The following code goes through some of the points discussed.
Hope it helps
Al
library(mixOmics)
## change this to your own data path
load('/Users/alabadi/Projects/dev/R/_work/mixOmics/mixOmics_ajabadi/mixOmics_ajabadi/buildignore/devel/circosplot/MyDiablo_data.RData')
## get correlation matrix
corMat <- circosPlot(MyResult.diablo, cutoff = 0.4)
## get univariate correlations for pairwise blocks
X.merge <- Reduce(cbind, MyResult.diablo$X)
univariate.cors <- cor(X.merge, use = 'pairwise.complete.obs')
## order features based on corMat
univariate.cors <- univariate.cors[rownames(corMat), colnames(corMat)]
## heatmaps generally agree but there are exceptions especially for low correlations
pheatmap::pheatmap(univariate.cors, cluster_rows = FALSE, cluster_cols = FALSE, show_rownames = FALSE, show_colnames = FALSE)
Thank you so much for such a detailed explanation!
Can I just clarify how the similarity matrix (i.e. the multivariate correlations) is calculated please? I’ve read that “the values in the similarity matrix are computed as the correlation between the two types of projected variables onto the space spanned by the first components retained in the analysis” (González et al., 2012). Does it mean that the correlation is computed on the weight (i.e. loading) of each variable on principal component 1 rather than between the variables themselves (as for univariate correlations)? If this was the case, there would be only 1 loading value for each variable, which would make it impossible to calculate a correlation between variable pairs. Can you please explain?
As for the multi-block correlation generated with the function plotDiablo() shown below, how is the correlation among blocks calculated? Is it a Pearson correlation between each pair of variates?
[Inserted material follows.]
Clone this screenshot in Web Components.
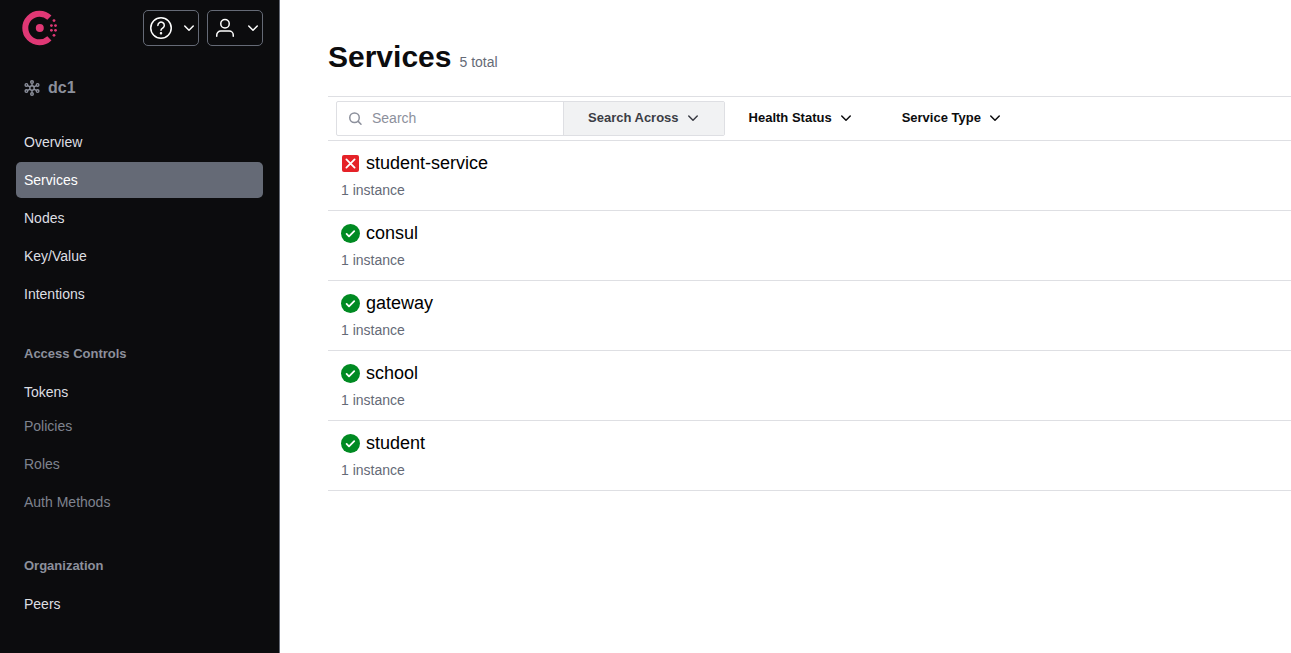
<!DOCTYPE html>
<html lang="en">
<head>
<meta charset="utf-8">
<title>Services - Consul</title>
<style>
  html, body { margin: 0; height: 100%; }
  body { font-family: "Liberation Sans", Arial, sans-serif; font-size: 14px; line-height: 20px; background: #fff; color: #0c0c0e; }
</style>
</head>
<body>
<consul-app></consul-app>

<template id="consul-app">
  <style>
    :host { display: grid; grid-template-columns: 280px minmax(0, 1fr); min-height: 100vh; }
    main { padding: 40px 0 48px 48px; }
    header { display: flex; align-items: baseline; gap: 8px; padding-bottom: 22px; }
    h1 { margin: 0; font-size: 30px; line-height: 34px; font-weight: 700; }
    header span { color: #656a76; }
    ul { margin: 0; padding: 0; list-style: none; }
  </style>
  <side-bar></side-bar>
  <main>
    <header><h1>Services</h1><span>5 total</span></header>
    <search-bar></search-bar>
    <ul>
      <li><service-row status="critical">student-service</service-row></li>
      <li><service-row status="passing">consul</service-row></li>
      <li><service-row status="passing">gateway</service-row></li>
      <li><service-row status="passing">school</service-row></li>
      <li><service-row status="passing">student</service-row></li>
    </ul>
  </main>
</template>

<template id="side-bar">
  <style>
    :host { display: block; box-sizing: border-box; background: #0c0c0e; border-right: 1px solid #656a76; padding: 10px 16px; color: #8c909c; }
    .top { display: flex; gap: 8px; align-items: center; }
    .logo { display: flex; margin: 0 auto 0 6px; }
    .dc { display: flex; align-items: center; gap: 8px; padding: 0 8px; height: 36px; margin: 24px 0 18px; font-size: 16px; font-weight: 700; }
    nav { display: flex; flex-direction: column; gap: 2px; }
    h2 { margin: 22px 0 0; padding: 0 8px; font-size: 13px; line-height: 36px; font-weight: 700; }
    .locked { display: flex; flex-direction: column; gap: 6px; padding: 0 8px; line-height: 32px; margin: -2px 0 6px; color: #7f838f; }
  </style>
  <div class="top">
    <a class="logo" href="#" aria-label="Consul">
      <svg width="36" height="36" viewBox="0 0 36 36" fill="#e03875">
        <path d="M27.4 7.6A14.3 14.3 0 1 0 27.4 28.4" fill="none" stroke="#e03875" stroke-width="6"/>
        <circle cx="17.8" cy="18" r="4"/>
        <circle cx="32" cy="10.6" r="1.4"/><circle cx="29.4" cy="15.6" r="1.4"/><circle cx="33.5" cy="15.6" r="1.4"/>
        <circle cx="29.4" cy="20.3" r="1.4"/><circle cx="33.5" cy="20.3" r="1.4"/><circle cx="32" cy="25.3" r="1.4"/>
      </svg>
    </a>
    <icon-menu label="Help">
      <svg width="24" height="24" viewBox="0 0 24 24" fill="none" stroke="#fff" stroke-width="1.5" stroke-linecap="round" stroke-linejoin="round">
        <circle cx="12" cy="12" r="10.25"/><path d="M8.9 9.4a3.2 3.2 0 1 1 4.9 2.6c-1.1.7-1.8 1.1-1.8 2.3"/><circle cx="12" cy="17.2" r=".5" fill="#fff"/>
      </svg>
    </icon-menu>
    <icon-menu label="Account">
      <svg width="24" height="24" viewBox="0 0 24 24" fill="none" stroke="#fff" stroke-width="1.5" stroke-linecap="round">
        <circle cx="12" cy="7.75" r="4.25"/><path d="M3.75 20.25V19a4 4 0 0 1 4-4h8.5a4 4 0 0 1 4 4v1.25"/>
      </svg>
    </icon-menu>
  </div>
  <div class="dc">
    <svg width="16" height="16" viewBox="0 0 16 16" fill="none" stroke="#8c909c" stroke-width="1.4">
      <circle cx="8" cy="8" r="2.2"/>
      <circle cx="8" cy="2" r="1.3"/><circle cx="8" cy="14" r="1.3"/>
      <circle cx="2.4" cy="4.9" r="1.3"/><circle cx="13.6" cy="4.9" r="1.3"/>
      <circle cx="2.4" cy="11.1" r="1.3"/><circle cx="13.6" cy="11.1" r="1.3"/>
      <path d="M8 3.5v2.3M8 10.2v2.3M3.6 5.6l2.5 1.3M9.9 9.1l2.5 1.3M12.4 5.6 9.9 6.9M6.1 9.1l-2.5 1.3"/>
    </svg>
    <span>dc1</span>
  </div>
  <nav aria-label="Main">
    <nav-item>Overview</nav-item>
    <nav-item current>Services</nav-item>
    <nav-item>Nodes</nav-item>
    <nav-item>Key/Value</nav-item>
    <nav-item>Intentions</nav-item>
    <h2>Access Controls</h2>
    <nav-item>Tokens</nav-item>
    <div class="locked"><span>Policies</span><span>Roles</span><span>Auth Methods</span></div>
    <h2>Organization</h2>
    <nav-item>Peers</nav-item>
  </nav>
</template>

<template id="icon-menu">
  <style>
    :host { display: block; }
    button { box-sizing: border-box; width: 56px; height: 36px; display: flex; align-items: center; gap: 8px; padding: 0 0 0 5px; border: 1px solid #656a76; border-radius: 5px; background: transparent; color: #fff; }
    ::slotted(svg) { display: block; flex: none; }
    chevron-icon { flex: none; }
  </style>
  <button type="button" aria-haspopup="menu"><slot></slot><chevron-icon></chevron-icon></button>
</template>

<template id="chevron-icon">
  <style>:host { display: block; width: 16px; height: 16px; } svg { display: block; }</style>
  <svg width="16" height="16" viewBox="0 0 16 16" fill="none" stroke="currentColor" stroke-width="1.5" stroke-linecap="round" stroke-linejoin="round"><path d="M3.75 6 8 10.25 12.25 6"/></svg>
</template>

<template id="nav-item">
  <style>
    :host { display: block; }
    a { display: block; padding: 8px; border-radius: 5px; color: #dedfe3; text-decoration: none; }
    :host([current]) a { background: #656a76; color: #fff; }
  </style>
  <a href="#"><slot></slot></a>
</template>

<template id="search-bar">
  <style>
    :host { display: flex; padding: 4px 8px; border: solid #dedfe3; border-width: 1px 0; }
    form { box-sizing: border-box; height: 35px; display: flex; border: 1px solid #dedfe3; border-radius: 2px; overflow: hidden; }
    label { display: flex; align-items: center; gap: 8px; padding-left: 11px; width: 215px; }
    label svg { flex: none; }
    input { min-width: 0; flex: 1; padding: 0 0 2px; border: 0; outline: 0; font: inherit; color: #3b3d45; background: transparent; }
    input::placeholder { color: #8c909c; opacity: 1; }
    menu-button { color: #0c0c0e; }
    form menu-button { background: #f1f2f3; color: #3b3d45; border-left: 1px solid #dedfe3; margin-right: -1px; }
  </style>
  <form role="search">
    <label>
      <svg width="16" height="16" viewBox="0 0 16 16" fill="none" stroke="#8c909c" stroke-width="1.5" stroke-linecap="round" aria-label="Search services"><circle cx="6.5" cy="6.75" r="4.75"/><path d="m10.2 10.4 2.8 2.8"/></svg>
      <input type="text" name="search" placeholder="Search">
    </label>
    <menu-button>Search Across</menu-button>
  </form>
  <menu-button>Health Status</menu-button>
  <menu-button>Service Type</menu-button>
</template>

<template id="menu-button">
  <style>
    :host { display: flex; }
    button { display: flex; align-items: center; gap: 6px; padding: 0 24px 2px; border: 0; background: transparent; color: inherit; font: inherit; font-size: 13px; font-weight: 700; white-space: nowrap; }
  </style>
  <button type="button" aria-haspopup="menu"><slot></slot><chevron-icon></chevron-icon></button>
</template>

<template id="service-row">
  <style>
    :host { display: block; padding: 10px 12px; border-bottom: 1px solid #dedfe3; }
    a { display: flex; align-items: center; gap: 6px; font-size: 18px; line-height: 24px; color: #000; text-decoration: none; }
    svg { display: none; }
    :host([status="critical"]) .critical, :host([status="passing"]) .passing { display: block; }
    p { margin: 5px 0 0; padding-left: 1px; color: #656a76; }
  </style>
  <a href="#">
    <svg class="critical" width="20" height="20" viewBox="0 0 20 20"><rect x="2" y="2" width="17" height="17" rx="2" fill="#e52228"/><path d="m6.4 6.4 8.2 8.2m0-8.2-8.2 8.2" stroke="#fff" stroke-width="1.8" stroke-linecap="round"/></svg>
    <svg class="passing" width="20" height="20" viewBox="0 0 20 20"><circle cx="10.5" cy="10.5" r="9.5" fill="#008a22"/><path d="m6.6 10.9 2.4 2.4 5.2-5.2" fill="none" stroke="#fff" stroke-width="1.8" stroke-linecap="round" stroke-linejoin="round"/></svg>
    <span><slot></slot></span>
  </a>
  <p>1 instance</p>
</template>

<script>
  class TemplateElement extends HTMLElement {
    constructor() {
      super();
      const template = document.getElementById(this.localName);
      this.attachShadow({ mode: "open" }).append(template.content.cloneNode(true));
    }
  }
  class ChevronIcon extends TemplateElement {}
  class NavItem extends TemplateElement {
    connectedCallback() {
      if (this.hasAttribute("current")) this.shadowRoot.querySelector("a").setAttribute("aria-current", "page");
    }
  }
  class IconMenu extends TemplateElement {
    connectedCallback() {
      this.shadowRoot.querySelector("button").setAttribute("aria-label", this.getAttribute("label"));
    }
  }
  class MenuButton extends TemplateElement {}
  class ServiceRow extends TemplateElement {}
  class SearchBar extends TemplateElement {}
  class SideBar extends TemplateElement {}
  class ConsulApp extends TemplateElement {}

  customElements.define("chevron-icon", ChevronIcon);
  customElements.define("nav-item", NavItem);
  customElements.define("icon-menu", IconMenu);
  customElements.define("menu-button", MenuButton);
  customElements.define("service-row", ServiceRow);
  customElements.define("search-bar", SearchBar);
  customElements.define("side-bar", SideBar);
  customElements.define("consul-app", ConsulApp);
</script>
</body>
</html>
And in the resulting plot, I suppose that the scores for each X block are plotted on a common variate?
Basically, for every block and for a given component:
The correlation between original variables and the derived variates are calculated as a vector cord
For a given pair of blocksi, j (i = j allowed), the outer product (cord_i ⊗ cord_j) of all the correlations calculated at step 1 is calculated which gives a feature by feature similarity matrix. This ensures a given pair of features would only be considered highly correlated if they both are highly correlated with the corresponding derived components of their respective blocks.
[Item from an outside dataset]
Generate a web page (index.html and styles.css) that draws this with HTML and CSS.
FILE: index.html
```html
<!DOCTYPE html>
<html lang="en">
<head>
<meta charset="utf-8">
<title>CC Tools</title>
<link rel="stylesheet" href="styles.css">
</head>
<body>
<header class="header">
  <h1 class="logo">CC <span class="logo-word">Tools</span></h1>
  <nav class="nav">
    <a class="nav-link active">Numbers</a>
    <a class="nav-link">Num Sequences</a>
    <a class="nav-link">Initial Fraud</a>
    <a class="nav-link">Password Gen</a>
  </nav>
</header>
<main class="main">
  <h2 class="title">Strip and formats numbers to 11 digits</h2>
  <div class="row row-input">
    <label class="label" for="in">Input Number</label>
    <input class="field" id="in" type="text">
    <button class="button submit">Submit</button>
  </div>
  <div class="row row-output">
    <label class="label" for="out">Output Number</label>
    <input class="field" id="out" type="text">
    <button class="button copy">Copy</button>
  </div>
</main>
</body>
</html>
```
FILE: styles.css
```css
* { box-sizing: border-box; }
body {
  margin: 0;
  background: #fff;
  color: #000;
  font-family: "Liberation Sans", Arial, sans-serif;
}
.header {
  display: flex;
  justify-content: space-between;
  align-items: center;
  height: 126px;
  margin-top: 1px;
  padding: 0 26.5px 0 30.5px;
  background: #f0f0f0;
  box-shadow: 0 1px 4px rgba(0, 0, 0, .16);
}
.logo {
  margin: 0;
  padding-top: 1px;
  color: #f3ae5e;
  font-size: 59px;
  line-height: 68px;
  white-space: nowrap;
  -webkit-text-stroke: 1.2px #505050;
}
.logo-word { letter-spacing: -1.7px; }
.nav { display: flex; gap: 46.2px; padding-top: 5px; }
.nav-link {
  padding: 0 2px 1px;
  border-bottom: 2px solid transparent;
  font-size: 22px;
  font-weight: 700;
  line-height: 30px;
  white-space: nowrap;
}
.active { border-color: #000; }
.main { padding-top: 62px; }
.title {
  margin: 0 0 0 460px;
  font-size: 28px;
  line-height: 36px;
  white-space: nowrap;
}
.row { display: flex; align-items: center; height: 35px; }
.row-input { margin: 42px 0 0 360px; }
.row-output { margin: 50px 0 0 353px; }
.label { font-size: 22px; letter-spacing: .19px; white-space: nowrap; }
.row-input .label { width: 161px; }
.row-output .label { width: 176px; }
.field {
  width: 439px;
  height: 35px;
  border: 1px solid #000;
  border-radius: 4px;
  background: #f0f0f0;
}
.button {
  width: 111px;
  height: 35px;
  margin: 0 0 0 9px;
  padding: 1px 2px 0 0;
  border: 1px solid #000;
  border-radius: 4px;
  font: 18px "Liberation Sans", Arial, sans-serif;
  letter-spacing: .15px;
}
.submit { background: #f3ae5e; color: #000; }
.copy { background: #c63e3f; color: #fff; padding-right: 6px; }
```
All these values are merged across blocks to create a matrix including all pairwise similarity measures.
As you would see in ?plotDiablo: The lower triangular panel indicated the Pearson's correlation coefficient, the upper triangular panel the scatter plot.
I’m not sure if I got your question right but here’s what should address your query. For a given component, plotDiablo creates a variate by variate scatter plot for all pairs of blocks. This means for any given block we have only one vector of values shown (for the given component) against other variates.